If you are an investor who wants to evaluate the performance of your mutual fund portfolio, you may have heard of the term Sortino ratio. But what is it and how can it help you make better investment decisions? In this blog post, we will explain what Sortino ratio is, how it is calculated, and why it is useful for reviewing portfolio performance in mutual funds.
What is Sortino ratio?
Sortino ratio is a measure of risk-adjusted returns used to analyze investment performances. It is used in the field of mutual funds to compare the risk-adjusted returns of different investments. It is a variation of the Sharpe ratio, which is a measure of risk-adjusted returns used to compare the performance of different investments.
The difference between Sortino ratio and Sharpe ratio is that Sortino ratio only considers the downside risk, while Sharpe ratio considers both upside and downside risk. Downside risk is the risk of losing money when the market goes down, while upside risk is the risk of missing out on potential gains when the market goes up. Investors are usually more concerned about downside risk than upside risk, as they want to protect their capital from losses.
How is Sortino ratio calculated?
The formula for Sortino ratio is:
Sortino ratio = (Portfolio return – Risk-free rate) / Downside deviation
Portfolio return is the annualized return of the investment portfolio over a given period.
Risk-free rate is the return of a risk-free investment, such as a government bond or treasury bill.
Downside deviation is the standard deviation of the negative returns of the portfolio. It measures how much the portfolio deviates from its expected return on the downside.

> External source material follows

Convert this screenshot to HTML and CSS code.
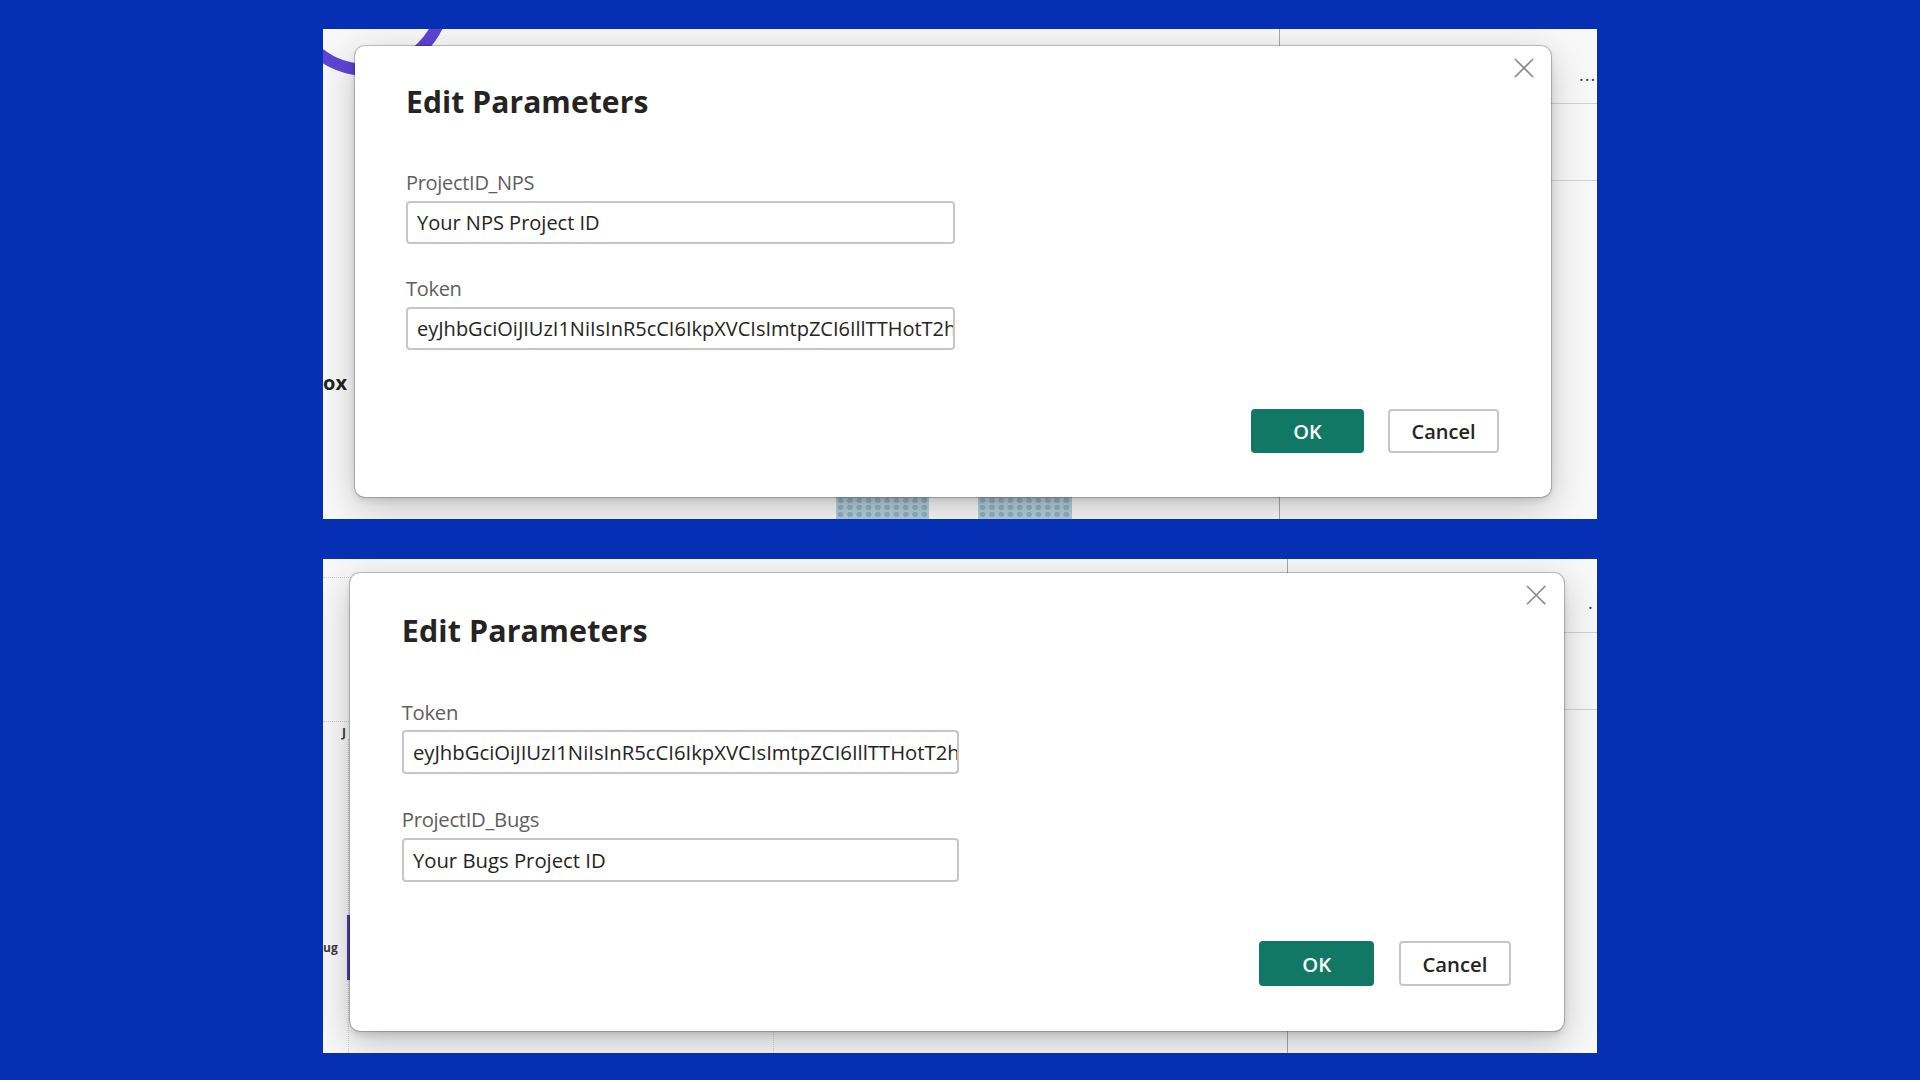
FILE: index.html
```html
<!DOCTYPE html>
<html lang="en">
<head>
<meta charset="utf-8">
<title>Edit Parameters</title>
<link rel="stylesheet" href="styles.css">
</head>
<body>
<main class="stage">
  <section class="panel panel--a">
    <div class="canvas">
      <svg class="arc" width="200" height="120" viewBox="0 0 200 120"><circle cx="44" cy="-37" r="78" fill="none" stroke="#5e44d4" stroke-width="12"/></svg>
      <span class="clip-word clip-word--ox">ox</span>
      <span class="vline vline--a"></span>
      <span class="hline hline--a1"></span>
      <span class="hline hline--a2"></span>
      <span class="more more--a">···</span>
      <span class="dots dots--1"></span>
      <span class="dots dots--2"></span>
    </div>
    <div class="dialog" role="dialog" aria-labelledby="t1">
      <button class="close" aria-label="Close"><svg width="20" height="20" viewBox="0 0 20 20"><path d="M1 1 L19 19 M19 1 L1 19" stroke="#8a8886" stroke-width="1.6" fill="none"/></svg></button>
      <h1 class="title" id="t1">Edit Parameters</h1>
      <div class="field">
        <label class="label">ProjectID_NPS</label>
        <input class="input" readonly value="Your NPS Project ID">
      </div>
      <div class="field">
        <label class="label">Token</label>
        <input class="input" readonly value="eyJhbGciOiJIUzI1NiIsInR5cCI6IkpXVCIsImtpZCI6IllTTHotT2hEeTRsZ0JxR1RqNXpLdWJ3In0">
      </div>
      <div class="footer">
        <button class="btn btn--primary">OK</button>
        <button class="btn btn--secondary">Cancel</button>
      </div>
    </div>
  </section>

  <section class="panel panel--b">
    <div class="canvas">
      <span class="gridline gridline--1"></span>
      <span class="gridline gridline--2"></span>
      <span class="axis-label axis-label--j">J</span>
      <span class="vdots vdots--left"></span>
      <span class="vdots vdots--mid"></span>
      <span class="bar"></span>
      <span class="axis-label axis-label--ug">ug</span>
      <span class="vline vline--b"></span>
      <span class="hline hline--b1"></span>
      <span class="hline hline--b2"></span>
      <span class="more more--b">·</span>
    </div>
    <div class="dialog dialog--b" role="dialog" aria-labelledby="t2">
      <button class="close" aria-label="Close"><svg width="20" height="20" viewBox="0 0 20 20"><path d="M1 1 L19 19 M19 1 L1 19" stroke="#8a8886" stroke-width="1.6" fill="none"/></svg></button>
      <h1 class="title" id="t2">Edit Parameters</h1>
      <div class="field">
        <label class="label">Token</label>
        <input class="input" readonly value="eyJhbGciOiJIUzI1NiIsInR5cCI6IkpXVCIsImtpZCI6IllTTHotT2hEeTRsZ0JxR1RqNXpLdWJ3In0">
      </div>
      <div class="field">
        <label class="label">ProjectID_Bugs</label>
        <input class="input" readonly value="Your Bugs Project ID">
      </div>
      <div class="footer">
        <button class="btn btn--primary">OK</button>
        <button class="btn btn--secondary">Cancel</button>
      </div>
    </div>
  </section>
</main>
</body>
</html>
```

FILE: styles.css
```css
* { box-sizing: border-box; }

html, body {
  margin: 0;
  padding: 0;
}

body {
  width: 1920px;
  height: 1080px;
  overflow: hidden;
  background: #0530b4;
  font-family: "Open Sans", "Noto Sans", "Liberation Sans", sans-serif;
  color: #252423;
}

.stage {
  display: flex;
  flex-direction: column;
  gap: 40px;
  padding: 29px 0 0 323px;
}

.panel {
  position: relative;
  width: 1274px;
  overflow: hidden;
  background: #f8f8f8;
}

.panel--a {
  height: 490px;
  padding: 17px 0 0 32px;
}

.panel--b {
  height: 494px;
  padding: 14px 0 0 27px;
}

/* background report canvas bits */
.canvas {
  position: absolute;
  inset: 0;
}

.arc {
  position: absolute;
  left: 0;
  top: 0;
}

.clip-word {
  position: absolute;
  font-weight: 700;
  color: #252423;
}

.clip-word--ox {
  left: 0;
  top: 340px;
  font-size: 20px;
}

.vline {
  position: absolute;
  top: 0;
  bottom: 0;
  width: 1px;
  background: #a9a9a9;
}

.vline--a { left: 956px; }
.vline--b { left: 964px; }

.hline {
  position: absolute;
  right: 0;
  height: 1px;
  background: #d2d2d2;
}

.hline--a1 { left: 956px; top: 74px; }
.hline--a2 { left: 956px; top: 151px; }
.hline--b1 { left: 964px; top: 73px; }
.hline--b2 { left: 964px; top: 150px; }

.more {
  position: absolute;
  font-size: 18px;
  line-height: 1;
  color: #3b3a39;
}

.more--a { left: 1256px; top: 41px; letter-spacing: 1px; }
.more--b { left: 1265px; top: 39px; }

.dots {
  position: absolute;
  bottom: 0;
  height: 22px;
  background-color: #b4ccd7;
  background-image: radial-gradient(circle, #8fb2c2 2.6px, transparent 3px);
  background-size: 9.3px 7px;
}

.dots--1 { left: 513px; width: 93px; }
.dots--2 { left: 655px; width: 94px; }

.gridline {
  position: absolute;
  left: 0;
  width: 30px;
  border-top: 1px dotted #c8c8c8;
}

.gridline--1 { top: 18px; }
.gridline--2 { top: 162px; }

.axis-label {
  position: absolute;
  font-family: "Open Sans", "Liberation Sans", sans-serif;
  font-weight: 700;
  color: #3b3a39;
  line-height: 1;
}

.axis-label--j { left: 19px; top: 168px; font-size: 12px; }
.axis-label--ug { left: 0; top: 383px; font-size: 12px; }

.vdots {
  position: absolute;
  bottom: 0;
  width: 0;
  border-left: 1px dotted #cfcfcf;
}

.vdots--left { left: 25px; top: 180px; }
.vdots--mid { left: 450px; top: 440px; }

.bar {
  position: absolute;
  left: 24px;
  top: 356px;
  width: 3px;
  height: 65px;
  background: #4b3fb0;
}

/* dialog */
.dialog {
  position: relative;
  width: 1196px;
  height: 451px;
  padding: 36px 52px 0 51px;
  background: #fff;
  border-radius: 10px;
  box-shadow:
    0 0 0 1px rgba(0, 0, 0, 0.2),
    0 3px 6px rgba(0, 0, 0, 0.12),
    0 10px 36px rgba(0, 0, 0, 0.22);
}

.dialog--b {
  zoom: 1.015;
}

.close {
  position: absolute;
  top: 12px;
  right: 17px;
  width: 20px;
  height: 20px;
  padding: 0;
  border: 0;
  background: none;
  display: block;
}

.close svg { display: block; }

.title {
  margin: 0 0 47px;
  font-size: 30px;
  line-height: 40px;
  font-weight: 700;
  color: #252423;
  letter-spacing: 0.1px;
}

.field {
  display: flex;
  flex-direction: column;
  gap: 4px;
  width: 549px;
}

.field + .field {
  margin-top: 31px;
}

.label {
  font-size: 20px;
  line-height: 28px;
  color: #605e5c;
  letter-spacing: -0.3px;
}

.input {
  display: block;
  width: 549px;
  height: 43px;
  margin: 0;
  padding: 0 0 0 9px;
  border: 2px solid #c6c6c6;
  border-radius: 4px;
  background: #fff;
  font-family: "Open Sans", "Noto Sans", "Liberation Sans", sans-serif;
  font-size: 20px;
  color: #252423;
  outline: none;
}

.footer {
  display: flex;
  justify-content: flex-end;
  gap: 24px;
  margin-top: 59px;
}

.btn {
  height: 44px;
  margin: 0;
  padding: 0;
  border-radius: 4px;
  font-family: "Open Sans", "Noto Sans", "Liberation Sans", sans-serif;
  font-size: 20px;
  font-weight: 600;
}

.btn--primary {
  width: 113px;
  border: 0;
  background: #117865;
  color: #fff;
}

.btn--secondary {
  width: 111px;
  border: 2px solid #c8c6c4;
  background: #fff;
  color: #252423;
}
```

A higher Sortino ratio indicates that the portfolio has higher returns for each unit of downside risk. A lower Sortino ratio indicates that the portfolio has lower returns for each unit of downside risk.
Why is Sortino ratio useful for reviewing portfolio performance in mutual funds?

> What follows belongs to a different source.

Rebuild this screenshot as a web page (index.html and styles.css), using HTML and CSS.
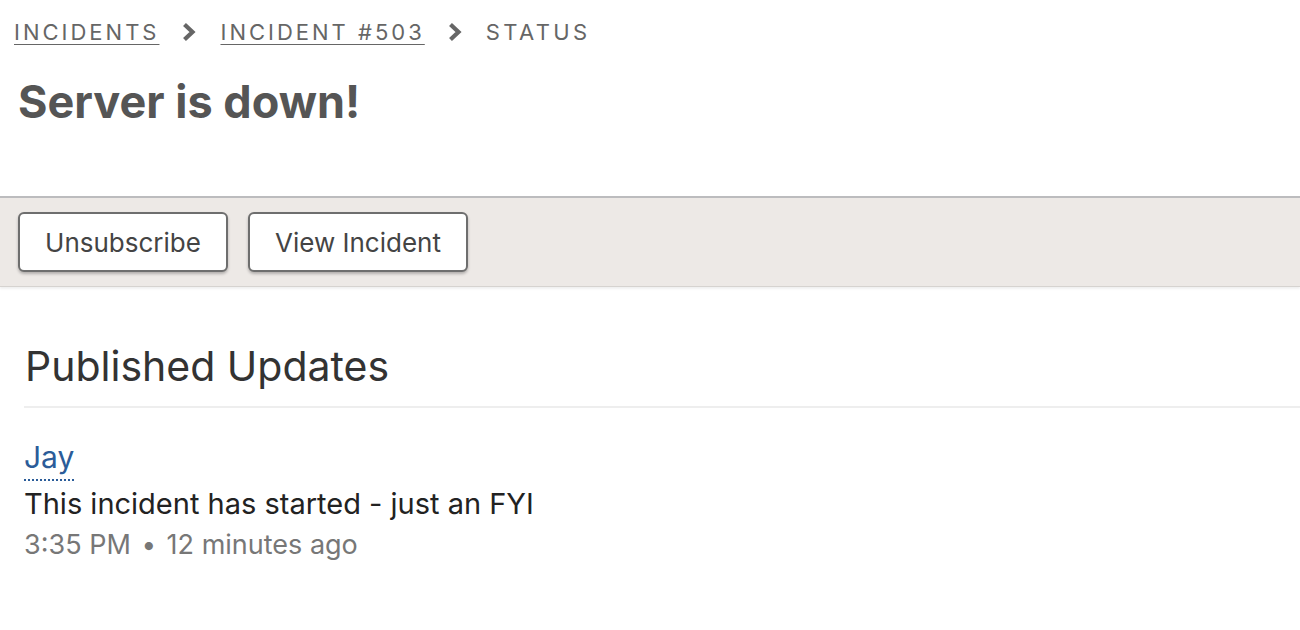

Sortino ratio is useful for reviewing portfolio performance in mutual funds because it helps investors to:
- Compare different mutual funds based on their risk-adjusted returns. Investors can use Sortino ratio to select mutual funds that have higher returns for a given level of downside risk, or lower downside risk for a given level of returns.
- Evaluate the performance of a mutual fund manager. Investors can use Sortino ratio to assess how well a mutual fund manager has managed the downside risk of the portfolio and generated excess returns over the risk-free rate.
- Monitor the performance of their own portfolio. Investors can use Sortino ratio to track how their portfolio is performing over time and whether it meets their risk-return expectations.
Example of Sortino ratio
Let us take an example of two mutual funds, A and B, that have the following annualized returns and downside deviations over a five-year period:
- Fund A: Return = 15%, Downside deviation = 5%
- Fund B: Return = 20%, Downside deviation = 10%
Assuming that the risk-free rate is 8%, we can calculate the Sortino ratios of both funds as follows:
- Sortino ratio of Fund A = (15 – 8) / 5 = 1.4
- Sortino ratio of Fund B = (20 – 8) / 10 = 1.2
Based on these calculations, we can see that Fund A has a higher Sortino ratio than Fund B, which means that Fund A has higher returns for each unit of downside risk than Fund B. Therefore, Fund A may be a better choice for investors who are more concerned about downside risk than upside risk.
Sortino ratio is a useful tool for reviewing portfolio performance in mutual funds, as it helps investors to compare different mutual funds based on their risk-adjusted returns, evaluate the performance of a mutual fund manager, and monitor the performance of their own portfolio. By using Sortino ratio, investors can make more informed and rational investment decisions that suit their risk-return preferences.